Web page code records:
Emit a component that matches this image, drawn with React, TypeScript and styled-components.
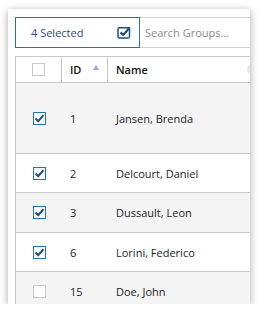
import styled, { createGlobalStyle } from "styled-components";

const GlobalStyle = createGlobalStyle`
  html, body {
    margin: 0;
    padding: 0;
    background: #ffffff;
  }
  body {
    font-family: "Open Sans", "Liberation Sans", sans-serif;
  }
`;

const Card = styled.div`
  margin: 9px 0 0 8px;
  width: 242px;
  height: 295px;
  background: #ffffff;
  box-shadow: 0 2px 8px rgba(0, 0, 0, 0.35);
  overflow: hidden;
  padding: 8px 0 0 7px;
  box-sizing: border-box;
`;

const Toolbar = styled.div`
  display: flex;
  height: 31px;
  width: 260px;
  margin-bottom: 8px;
`;

const SelectedBox = styled.div`
  display: flex;
  align-items: center;
  justify-content: space-between;
  width: 125px;
  box-sizing: border-box;
  border: 1px solid #1a73c8;
  padding: 0 7px 0 15px;
  font-size: 11px;
  color: #1d4f86;
`;

const SearchBox = styled.div`
  flex: 1;
  display: flex;
  align-items: center;
  box-sizing: border-box;
  border: 1px solid #d2d2d2;
  border-left: none;
  padding-left: 5px;
  font-size: 11px;
  color: #8a8a8a;
`;

const Table = styled.div`
  width: 260px;
  border-left: 1px solid #c8c8c8;
  border-top: 1px solid #c8c8c8;
`;

const HeaderRow = styled.div`
  display: flex;
  height: 25px;
  border-bottom: 1px solid #c8c8c8;
  font-size: 11px;
  font-weight: 600;
  color: #111111;
`;

const HeaderCell = styled.div<{ $w?: number; $center?: boolean }>`
  position: relative;
  display: flex;
  align-items: center;
  width: ${(p) => (p.$w ? `${p.$w}px` : "auto")};
  flex: ${(p) => (p.$w ? "none" : "1")};
  box-sizing: border-box;
  padding-left: ${(p) => (p.$center ? "0" : "8px")};
  justify-content: ${(p) => (p.$center ? "center" : "flex-start")};
  border-right: ${(p) => (p.$w ? "1px solid #c8c8c8" : "none")};
`;

const SortArrow = styled.span`
  position: absolute;
  right: 8px;
  top: 8px;
  width: 0;
  height: 0;
  border-left: 3px solid transparent;
  border-right: 3px solid transparent;
  border-bottom: 5px solid #9f9fe0;
`;

const MenuDot = styled.span`
  position: absolute;
  left: 139px;
  top: 6px;
  width: 12px;
  height: 12px;
  border-radius: 50%;
  background: #e6e6e6;
`;

const Row = styled.div<{ $h: number; $odd: boolean }>`
  display: flex;
  align-items: center;
  height: ${(p) => p.$h}px;
  background: ${(p) => (p.$odd ? "#f4f4f4" : "#ffffff")};
  border-bottom: 1px solid #c8c8c8;
  font-size: 11px;
  color: #1e1e1e;
`;

const CheckCell = styled.div`
  width: 46px;
  display: flex;
  justify-content: center;
`;

const IdCell = styled.div`
  width: 46px;
  padding-left: 8px;
  box-sizing: border-box;
`;

const NameCell = styled.div`
  flex: 1;
  padding-left: 8px;
`;

const Box = styled.div<{ $on: boolean }>`
  width: 13px;
  height: 13px;
  box-sizing: border-box;
  border: 1px solid ${(p) => (p.$on ? "#1a73c8" : "#c9c9c9")};
  background: #ffffff;
  display: flex;
  align-items: center;
  justify-content: center;
`;

function Check({ on }: { on: boolean }) {
  return (
    <Box $on={on}>
      {on && (
        <svg width="11" height="11" viewBox="0 0 11 11">
          <path d="M1.5 5.5 L4.2 8.2 L9.5 2.2" fill="none" stroke="#1b4f85" strokeWidth="2" />
        </svg>
      )}
    </Box>
  );
}

function ToolbarIcon() {
  return (
    <svg width="15" height="13" viewBox="0 0 15 13">
      <rect x="1" y="1.8" width="11.5" height="10.2" rx="1.6" fill="none" stroke="#1d4f86" strokeWidth="1.5" />
      <path d="M3.6 6.4 L6.2 9 L12.8 1.6" fill="none" stroke="#1d4f86" strokeWidth="2.2" />
    </svg>
  );
}

const rows = [
  { id: "1", name: "Jansen, Brenda", on: true, h: 70 },
  { id: "2", name: "Delcourt, Daniel", on: true, h: 38 },
  { id: "3", name: "Dussault, Leon", on: true, h: 39 },
  { id: "6", name: "Lorini, Federico", on: true, h: 38 },
  { id: "15", name: "Doe, John", on: false, h: 38 },
];

export default function App() {
  return (
    <>
      <GlobalStyle />
      <Card>
        <Toolbar>
          <SelectedBox>
            <span>4 Selected</span>
            <ToolbarIcon />
          </SelectedBox>
          <SearchBox>Search Groups...</SearchBox>
        </Toolbar>
        <Table>
          <HeaderRow>
            <HeaderCell $w={46} $center>
              <Check on={false} />
            </HeaderCell>
            <HeaderCell $w={46}>
              ID
              <SortArrow />
            </HeaderCell>
            <HeaderCell>
              Name
              <MenuDot />
            </HeaderCell>
          </HeaderRow>
          {rows.map((r, i) => (
            <Row key={r.id} $h={r.h} $odd={i % 2 === 0}>
              <CheckCell>
                <Check on={r.on} />
              </CheckCell>
              <IdCell>{r.id}</IdCell>
              <NameCell>{r.name}</NameCell>
            </Row>
          ))}
        </Table>
      </Card>
    </>
  );
}
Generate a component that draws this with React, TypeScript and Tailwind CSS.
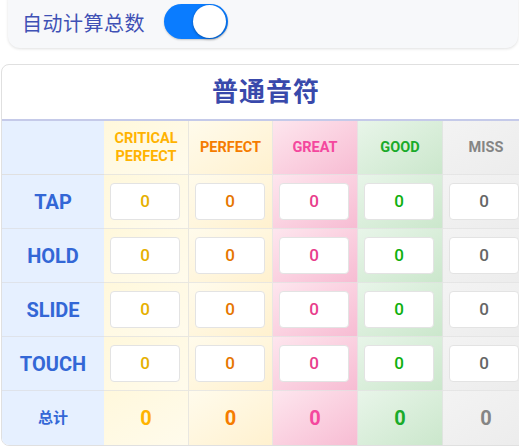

What is needed |
Gather each line of the records holding the string "with".

Result of the task |
Emit a component that matches this image, drawn with React, TypeScript and styled-components.
Generate a component that draws this with React, TypeScript and Tailwind CSS.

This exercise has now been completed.